Designer: Sébastien Dujardin
Artist:  Vincent Dutrait
Publisher: Pearl Games
Category: Exploration, Resource Management
Player Count: 1-4
Price: $44.99

Solenia puts players into the roles of Airship Captains, tasked with the delivery of precious goods and cargo across the planet Solenia. With its axis locked, the planet’s Northern and Southern hemispheres have been locked in eternal daytime and nighttime for millennia, relying on Captains such as yourself for their food and resources. Become the most efficient Captain and earn the most victory points to win at Solenia!

Content Guide

Magic and Monsters:

The red team looks like they have zombified hands. You don’t see their faces or bodies. 

Review

In Solenia, players take turns playing cards and gaining resources. Once they have enough to complete a delivery job, players can play cards on a city and claim a delivery, getting stars and resources as their rewards. After 16 rounds (each player has 16 cards) the player with the most stars wins. 

Each card in a player’s deck has 0, 1, or 2 at the top. This number is how many resources they’ll get when played on a resource tile, or the number of stars they’ll get when played on a city tile. 0 numbered cards also move the airship, and thereby the day and night as well. Cards can only be played next to the airship, or next to one of your previously played cards, unless players want to pay one resources per tile they skip—the rulebook calls this “extending your voyage.” 

At the bottom of the card are various resources or symbols: these are what the player gets when the card goes off the bottom of the board. Players will need to plan their card placements strategically as you can only play one card per tile, and players start out with only room for eight resources. So if all five of the bottom tiles have your cards on them, you may end up wasting some of your cards. Also, you can only claim daytime deliveries at cities in daylight, and nighttime deliveries at cities on the dark side of the board. And since you get bonuses for having pairs of night and day deliveries, players will want to plan ahead accordingly. 

I really enjoyed the art in Solenia. The box has great shelf appeal, and I appreciate that each team had different artwork to go along with the different colors. Despite being a world half in darkness, the colors and art of the game really pop up on the table and is wonderful to look at. As you move tiles and advance the day and night cycle, you can see the board unfold in front of you as you plan your next move. Pearl Games also included optional cardboard dividers and a roll of plastic bags to help keep the game organized, which is wonderful. 

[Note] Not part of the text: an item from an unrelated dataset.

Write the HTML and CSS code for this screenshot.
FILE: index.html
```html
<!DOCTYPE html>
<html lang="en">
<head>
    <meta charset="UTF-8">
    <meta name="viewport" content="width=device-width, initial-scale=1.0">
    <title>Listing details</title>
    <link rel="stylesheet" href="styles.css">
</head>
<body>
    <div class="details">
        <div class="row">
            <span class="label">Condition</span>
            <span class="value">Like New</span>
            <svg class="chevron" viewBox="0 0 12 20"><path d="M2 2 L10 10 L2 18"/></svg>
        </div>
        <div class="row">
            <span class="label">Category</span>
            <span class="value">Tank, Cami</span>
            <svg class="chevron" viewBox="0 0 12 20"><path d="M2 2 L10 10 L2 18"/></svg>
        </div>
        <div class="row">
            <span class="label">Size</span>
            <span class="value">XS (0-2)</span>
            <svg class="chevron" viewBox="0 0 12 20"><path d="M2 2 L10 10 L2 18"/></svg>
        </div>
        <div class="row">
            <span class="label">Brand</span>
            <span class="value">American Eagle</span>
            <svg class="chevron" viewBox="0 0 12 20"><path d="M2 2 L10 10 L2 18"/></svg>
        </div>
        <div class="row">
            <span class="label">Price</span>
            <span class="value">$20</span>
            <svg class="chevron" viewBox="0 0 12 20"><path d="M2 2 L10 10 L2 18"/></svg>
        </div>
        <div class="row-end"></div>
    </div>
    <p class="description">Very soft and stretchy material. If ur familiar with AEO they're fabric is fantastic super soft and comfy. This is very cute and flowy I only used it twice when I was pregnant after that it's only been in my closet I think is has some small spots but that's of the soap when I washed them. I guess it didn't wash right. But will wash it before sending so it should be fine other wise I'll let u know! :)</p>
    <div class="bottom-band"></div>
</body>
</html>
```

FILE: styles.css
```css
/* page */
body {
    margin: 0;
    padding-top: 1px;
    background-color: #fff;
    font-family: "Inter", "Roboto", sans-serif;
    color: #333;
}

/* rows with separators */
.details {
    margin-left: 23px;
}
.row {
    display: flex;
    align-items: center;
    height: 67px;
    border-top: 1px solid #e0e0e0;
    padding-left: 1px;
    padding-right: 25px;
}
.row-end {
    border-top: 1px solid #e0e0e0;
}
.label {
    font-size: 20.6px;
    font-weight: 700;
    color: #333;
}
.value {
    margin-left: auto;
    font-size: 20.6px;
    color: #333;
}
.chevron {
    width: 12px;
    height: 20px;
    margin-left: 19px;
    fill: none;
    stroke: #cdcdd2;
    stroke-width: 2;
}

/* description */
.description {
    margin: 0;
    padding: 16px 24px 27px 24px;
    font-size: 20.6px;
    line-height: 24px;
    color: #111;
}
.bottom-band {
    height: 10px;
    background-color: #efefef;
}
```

The bad news is I felt like there wasn’t much this game had to offer that I hadn’t seen before. The modular board moving from one side of the table to the other looked great, but also reminded me of the Portal board game. Solenia also left me wishing there was more flavor text and world building—why did the planet stop spinning? How do people survive? Wouldn’t the people in the darkness freeze to death? The small rule book and appendix didn’t fill in too many blanks. I realize it wasn’t billed specifically as a science fiction game, but when the premise is, “the planet doesn’t rotate,” I have questions. 

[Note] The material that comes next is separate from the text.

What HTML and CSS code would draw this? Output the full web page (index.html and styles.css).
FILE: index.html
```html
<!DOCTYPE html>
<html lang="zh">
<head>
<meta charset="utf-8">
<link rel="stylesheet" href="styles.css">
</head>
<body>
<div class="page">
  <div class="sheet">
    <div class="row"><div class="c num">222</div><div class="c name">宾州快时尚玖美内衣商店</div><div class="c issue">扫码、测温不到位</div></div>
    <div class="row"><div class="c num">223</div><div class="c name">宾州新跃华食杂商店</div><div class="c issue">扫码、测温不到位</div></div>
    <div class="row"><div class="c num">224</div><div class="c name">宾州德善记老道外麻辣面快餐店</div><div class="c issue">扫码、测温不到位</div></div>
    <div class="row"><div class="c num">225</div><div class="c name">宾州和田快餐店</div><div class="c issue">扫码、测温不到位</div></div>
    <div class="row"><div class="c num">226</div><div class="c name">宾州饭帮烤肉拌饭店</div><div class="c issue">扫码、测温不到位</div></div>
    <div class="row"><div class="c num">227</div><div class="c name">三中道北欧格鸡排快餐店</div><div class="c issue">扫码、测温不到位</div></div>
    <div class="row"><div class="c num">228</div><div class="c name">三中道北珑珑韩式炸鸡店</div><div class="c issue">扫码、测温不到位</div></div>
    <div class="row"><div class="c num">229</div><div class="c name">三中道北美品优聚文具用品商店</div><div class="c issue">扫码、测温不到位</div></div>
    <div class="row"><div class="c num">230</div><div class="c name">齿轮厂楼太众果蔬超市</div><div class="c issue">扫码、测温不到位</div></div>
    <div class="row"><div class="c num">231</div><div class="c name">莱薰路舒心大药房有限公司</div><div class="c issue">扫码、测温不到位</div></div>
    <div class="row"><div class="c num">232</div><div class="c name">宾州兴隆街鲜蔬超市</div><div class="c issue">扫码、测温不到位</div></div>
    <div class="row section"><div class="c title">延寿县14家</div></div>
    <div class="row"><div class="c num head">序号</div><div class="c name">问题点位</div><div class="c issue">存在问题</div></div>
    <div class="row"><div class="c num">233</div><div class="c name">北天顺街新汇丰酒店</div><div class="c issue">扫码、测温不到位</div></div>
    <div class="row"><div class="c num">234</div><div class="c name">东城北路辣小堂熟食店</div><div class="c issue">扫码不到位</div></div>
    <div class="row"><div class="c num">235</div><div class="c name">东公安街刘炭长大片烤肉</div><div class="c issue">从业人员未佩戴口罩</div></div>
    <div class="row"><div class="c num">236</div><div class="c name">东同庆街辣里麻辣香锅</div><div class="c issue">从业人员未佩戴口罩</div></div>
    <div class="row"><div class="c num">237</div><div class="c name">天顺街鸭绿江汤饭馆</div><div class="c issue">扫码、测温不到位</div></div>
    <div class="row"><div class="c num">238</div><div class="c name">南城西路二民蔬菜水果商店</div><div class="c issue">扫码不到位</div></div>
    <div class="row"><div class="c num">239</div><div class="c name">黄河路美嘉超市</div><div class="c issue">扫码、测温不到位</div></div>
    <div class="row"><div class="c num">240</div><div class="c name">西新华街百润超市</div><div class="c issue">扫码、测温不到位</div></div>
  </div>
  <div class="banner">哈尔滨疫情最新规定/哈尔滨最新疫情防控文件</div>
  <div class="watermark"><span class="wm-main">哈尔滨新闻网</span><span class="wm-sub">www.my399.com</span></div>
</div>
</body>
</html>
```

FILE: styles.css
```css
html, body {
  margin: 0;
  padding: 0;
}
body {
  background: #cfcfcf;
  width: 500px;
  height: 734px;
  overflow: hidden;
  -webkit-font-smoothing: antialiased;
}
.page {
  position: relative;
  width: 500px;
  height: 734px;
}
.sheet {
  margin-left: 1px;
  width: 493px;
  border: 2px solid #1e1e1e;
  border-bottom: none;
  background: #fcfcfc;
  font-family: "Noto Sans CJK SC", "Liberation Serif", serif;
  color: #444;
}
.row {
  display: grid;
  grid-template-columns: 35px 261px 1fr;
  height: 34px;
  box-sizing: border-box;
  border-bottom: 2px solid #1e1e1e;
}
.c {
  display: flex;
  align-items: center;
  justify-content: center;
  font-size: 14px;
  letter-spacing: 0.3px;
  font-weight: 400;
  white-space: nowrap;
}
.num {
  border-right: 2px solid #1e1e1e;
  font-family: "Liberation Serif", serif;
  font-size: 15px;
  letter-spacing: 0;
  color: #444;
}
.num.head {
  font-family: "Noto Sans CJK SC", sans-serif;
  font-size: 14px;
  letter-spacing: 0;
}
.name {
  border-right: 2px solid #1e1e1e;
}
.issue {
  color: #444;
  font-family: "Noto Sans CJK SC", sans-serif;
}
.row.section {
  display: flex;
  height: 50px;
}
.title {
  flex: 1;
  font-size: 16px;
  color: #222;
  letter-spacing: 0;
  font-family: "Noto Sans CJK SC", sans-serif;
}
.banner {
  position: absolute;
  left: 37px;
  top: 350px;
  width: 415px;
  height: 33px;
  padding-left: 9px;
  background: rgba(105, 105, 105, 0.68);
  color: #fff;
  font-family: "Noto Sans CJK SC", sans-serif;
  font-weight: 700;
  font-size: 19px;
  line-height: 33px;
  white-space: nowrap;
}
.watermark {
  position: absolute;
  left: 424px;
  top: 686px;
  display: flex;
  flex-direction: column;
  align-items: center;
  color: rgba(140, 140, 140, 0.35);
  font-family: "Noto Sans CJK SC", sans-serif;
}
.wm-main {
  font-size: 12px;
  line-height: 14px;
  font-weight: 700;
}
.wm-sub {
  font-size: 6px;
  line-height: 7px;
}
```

The cards with holes in them looked cool at first, but it wouldn’t take too many chunky shuffles or turns with younger players before the cards would end up bent or damaged. It might be hard to tell from the pictures but the cards aren’t full sized, which lets them fit in the box and on the board better, but makes them more flimsy as well. 

You get bonuses for making deliveries—the more you make, the better the bonuses are.

Ultimately, Solenia looks fantastic, but left me wanting more overall. The Winter game mode adds upgrades that can differentiate player’s abilities but doesn’t change the core game loop, which is just: play a card, get something or move the airship, make a delivery if you can. It doesn’t feel deep or strategic, and since you can only carry so many resources, it didn’t feel like saving up for a big delivery was a smart play. 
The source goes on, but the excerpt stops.